Believing himself to be politically immortal, Rajapaksa sowed the seeds of his own downfall. After nine years of unbroken rule, and with the prospect of up to eight years more, it was legitimately feared that he and his family had no intention of relinquishing their grasp on power anytime soon. Both Basil and Gotabhaya Rajapaksa hinted at higher political ambitions, and waiting in the wings was Mahinda’s firstborn and heir apparent, Namal.

Accidental President Maithripala Sirisena has been presented as the “accidental President”. A man who never hankered for high office or distinguished himself in the ministerial briefs that he once held; thrust by force of circumstance into leaving his own government to defy his former leader in defence of democratic norms.

In the long years of the Rajapaksa presidency, as its aura grew more intense while the fortunes of the opposition UNP dimmed, it was speculated that any credible challenger to the regime could only emerge from within its own ranks.

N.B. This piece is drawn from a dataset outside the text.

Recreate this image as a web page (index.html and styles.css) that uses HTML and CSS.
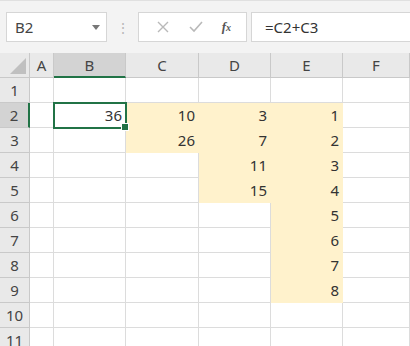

It was apparent that SLFP leaders resented the nepotistic practices of their leader who openly favoured his kith and kin. Many were uncomfortable with the influence wielded by defectors from the UNP and other shady figures in the government’s economic and foreign policymaking.

In fact, there was nothing accidental about the selection of Sirisena as common opposition candidate. He had to be like Rajapaksa in some respects, and different in others. He had to have the loyalty of SLFP supporters, without antagonising the UNP. He had to be acceptable to ethnic and religious minorities, without being susceptible to charges of being a closet federalist or a secularist. He had to match Rajapaksa’s social origins in rural Sinhala society, without appearing to be a rustic unsuited to business and diplomatic fora.

Colourless and soft-spoken in comparison to the charismatic and pugnacious Rajapaksa, Sirisena’s public persona was well received by a citizenry tired of confrontational and bellicose politics. The simplicity of his oath-taking ceremony on January 9 was widely acclaimed. Two days later, in pointed reference to his predecessor’s style of governance, Sirisena said: “Our country does not need a king to rule. All we need is a human being who can serve the nation.”

Maithripala Sirisena is one of 12 siblings raised in a middle peasant rice-farming household in one of the new irrigated agricultural settlements developed after Independence in the North-Central Province. He was educated locally.

While still in school, he was briefly a youth wing member of the pro-Peking Communist Party of Ceylon. However, by the time he left school, he had gravitated to the youth wing of the SLFP, to subsequently rise in the parent organisation. During the 1971 youth insurrection, Sirisena was among the tens of thousands of activists imprisoned by an SLFP-led regime; he was only released 15 months later.

He trained in agricultural science but never took to farming. Instead, like many other educated rural male youth, he opted for the higher status and more stable income of government employment, working in the local public administrative system.

In 1989, he entered Parliament as a member of the opposition. Subsequent to the formation of the SLFP-led government in 1994, he was appointed Deputy Minister of Irrigation. Thereafter, he variously held portfolios as Mahaweli Development (irrigation and colonisation scheme), Agriculture, and Health Minister: all three of which are of importance to his own electoral district, which is largely agricultural, and where households have been badly affected by chronic kidney disease believed to be caused by agro-chemical poisoning of the groundwater.

Ousted The president who would be “king” has been ousted. Only in the weeks and months ahead will it become clear whether the executive presidency, that contributed to his misrule and to which he made his own terrible contribution, will meet the same fate.

The political complexion of the new legislature following the April general elections will be critical; as will the interventions and social weight of progressive forces fighting to ensure that democratic reforms do not fall off the popular and parliamentary agenda.

B. Skanthakumar is with the Social Scientists’ Association in Colombo. His recent publications include Growth with Inequality: The Political Economy of Neo-Liberalism in Sri Lanka (2013).